## Your objective
Return all of the data exactly as given.
--- START OF Input ---
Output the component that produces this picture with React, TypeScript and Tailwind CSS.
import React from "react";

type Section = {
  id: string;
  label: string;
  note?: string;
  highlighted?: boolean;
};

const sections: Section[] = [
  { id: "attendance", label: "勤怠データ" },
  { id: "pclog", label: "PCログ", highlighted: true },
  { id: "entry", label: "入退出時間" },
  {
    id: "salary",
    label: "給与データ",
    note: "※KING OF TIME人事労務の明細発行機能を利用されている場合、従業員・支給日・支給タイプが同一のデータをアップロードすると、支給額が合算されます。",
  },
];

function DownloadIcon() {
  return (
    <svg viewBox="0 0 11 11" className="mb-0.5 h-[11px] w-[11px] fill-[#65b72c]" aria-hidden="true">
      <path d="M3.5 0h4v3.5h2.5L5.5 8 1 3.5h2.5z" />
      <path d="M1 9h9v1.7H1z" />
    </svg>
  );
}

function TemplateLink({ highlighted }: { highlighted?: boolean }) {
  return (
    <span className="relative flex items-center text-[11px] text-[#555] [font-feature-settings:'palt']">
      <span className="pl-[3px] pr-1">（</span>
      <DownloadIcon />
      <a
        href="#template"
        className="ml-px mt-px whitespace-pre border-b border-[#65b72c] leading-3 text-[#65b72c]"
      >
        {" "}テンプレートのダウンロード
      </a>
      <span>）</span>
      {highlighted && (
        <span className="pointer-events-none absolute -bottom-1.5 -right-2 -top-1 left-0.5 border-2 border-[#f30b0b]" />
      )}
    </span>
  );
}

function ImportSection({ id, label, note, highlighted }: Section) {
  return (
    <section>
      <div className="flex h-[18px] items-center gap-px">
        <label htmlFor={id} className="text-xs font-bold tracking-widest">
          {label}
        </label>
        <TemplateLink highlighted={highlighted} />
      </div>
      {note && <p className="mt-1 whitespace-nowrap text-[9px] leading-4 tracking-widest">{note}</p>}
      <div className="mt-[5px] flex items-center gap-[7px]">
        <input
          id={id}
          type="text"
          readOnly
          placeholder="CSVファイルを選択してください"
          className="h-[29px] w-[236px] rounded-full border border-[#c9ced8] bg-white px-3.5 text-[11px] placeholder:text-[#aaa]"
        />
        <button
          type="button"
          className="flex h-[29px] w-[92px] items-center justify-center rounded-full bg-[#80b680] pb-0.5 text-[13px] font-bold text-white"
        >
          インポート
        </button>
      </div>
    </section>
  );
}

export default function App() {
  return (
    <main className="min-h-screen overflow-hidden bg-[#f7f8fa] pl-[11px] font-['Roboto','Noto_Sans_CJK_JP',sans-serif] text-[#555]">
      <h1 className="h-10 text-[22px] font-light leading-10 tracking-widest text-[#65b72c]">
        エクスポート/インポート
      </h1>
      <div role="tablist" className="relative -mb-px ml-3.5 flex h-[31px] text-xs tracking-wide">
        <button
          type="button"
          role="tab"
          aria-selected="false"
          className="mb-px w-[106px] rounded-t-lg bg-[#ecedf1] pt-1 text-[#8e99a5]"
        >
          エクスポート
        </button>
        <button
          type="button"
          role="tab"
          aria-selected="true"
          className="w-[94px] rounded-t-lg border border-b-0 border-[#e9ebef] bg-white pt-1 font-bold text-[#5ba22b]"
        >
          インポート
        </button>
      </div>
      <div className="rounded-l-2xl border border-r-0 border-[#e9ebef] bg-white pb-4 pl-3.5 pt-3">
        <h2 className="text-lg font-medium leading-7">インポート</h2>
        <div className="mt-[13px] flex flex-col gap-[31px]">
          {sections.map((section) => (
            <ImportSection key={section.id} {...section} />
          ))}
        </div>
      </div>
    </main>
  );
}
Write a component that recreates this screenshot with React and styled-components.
--- END OF Input ---
## Task response
Output the component that produces this picture with React, TypeScript and Tailwind CSS.
import React from "react";

type Section = {
  id: string;
  label: string;
  note?: string;
  highlighted?: boolean;
};

const sections: Section[] = [
  { id: "attendance", label: "勤怠データ" },
  { id: "pclog", label: "PCログ", highlighted: true },
  { id: "entry", label: "入退出時間" },
  {
    id: "salary",
    label: "給与データ",
    note: "※KING OF TIME人事労務の明細発行機能を利用されている場合、従業員・支給日・支給タイプが同一のデータをアップロードすると、支給額が合算されます。",
  },
];

function DownloadIcon() {
  return (
    <svg viewBox="0 0 11 11" className="mb-0.5 h-[11px] w-[11px] fill-[#65b72c]" aria-hidden="true">
      <path d="M3.5 0h4v3.5h2.5L5.5 8 1 3.5h2.5z" />
      <path d="M1 9h9v1.7H1z" />
    </svg>
  );
}

function TemplateLink({ highlighted }: { highlighted?: boolean }) {
  return (
    <span className="relative flex items-center text-[11px] text-[#555] [font-feature-settings:'palt']">
      <span className="pl-[3px] pr-1">（</span>
      <DownloadIcon />
      <a
        href="#template"
        className="ml-px mt-px whitespace-pre border-b border-[#65b72c] leading-3 text-[#65b72c]"
      >
        {" "}テンプレートのダウンロード
      </a>
      <span>）</span>
      {highlighted && (
        <span className="pointer-events-none absolute -bottom-1.5 -right-2 -top-1 left-0.5 border-2 border-[#f30b0b]" />
      )}
    </span>
  );
}

function ImportSection({ id, label, note, highlighted }: Section) {
  return (
    <section>
      <div className="flex h-[18px] items-center gap-px">
        <label htmlFor={id} className="text-xs font-bold tracking-widest">
          {label}
        </label>
        <TemplateLink highlighted={highlighted} />
      </div>
      {note && <p className="mt-1 whitespace-nowrap text-[9px] leading-4 tracking-widest">{note}</p>}
      <div className="mt-[5px] flex items-center gap-[7px]">
        <input
          id={id}
          type="text"
          readOnly
          placeholder="CSVファイルを選択してください"
          className="h-[29px] w-[236px] rounded-full border border-[#c9ced8] bg-white px-3.5 text-[11px] placeholder:text-[#aaa]"
        />
        <button
          type="button"
          className="flex h-[29px] w-[92px] items-center justify-center rounded-full bg-[#80b680] pb-0.5 text-[13px] font-bold text-white"
        >
          インポート
        </button>
      </div>
    </section>
  );
}

export default function App() {
  return (
    <main className="min-h-screen overflow-hidden bg-[#f7f8fa] pl-[11px] font-['Roboto','Noto_Sans_CJK_JP',sans-serif] text-[#555]">
      <h1 className="h-10 text-[22px] font-light leading-10 tracking-widest text-[#65b72c]">
        エクスポート/インポート
      </h1>
      <div role="tablist" className="relative -mb-px ml-3.5 flex h-[31px] text-xs tracking-wide">
        <button
          type="button"
          role="tab"
          aria-selected="false"
          className="mb-px w-[106px] rounded-t-lg bg-[#ecedf1] pt-1 text-[#8e99a5]"
        >
          エクスポート
        </button>
        <button
          type="button"
          role="tab"
          aria-selected="true"
          className="w-[94px] rounded-t-lg border border-b-0 border-[#e9ebef] bg-white pt-1 font-bold text-[#5ba22b]"
        >
          インポート
        </button>
      </div>
      <div className="rounded-l-2xl border border-r-0 border-[#e9ebef] bg-white pb-4 pl-3.5 pt-3">
        <h2 className="text-lg font-medium leading-7">インポート</h2>
        <div className="mt-[13px] flex flex-col gap-[31px]">
          {sections.map((section) => (
            <ImportSection key={section.id} {...section} />
          ))}
        </div>
      </div>
    </main>
  );
}
Write a component that recreates this screenshot with React and styled-components.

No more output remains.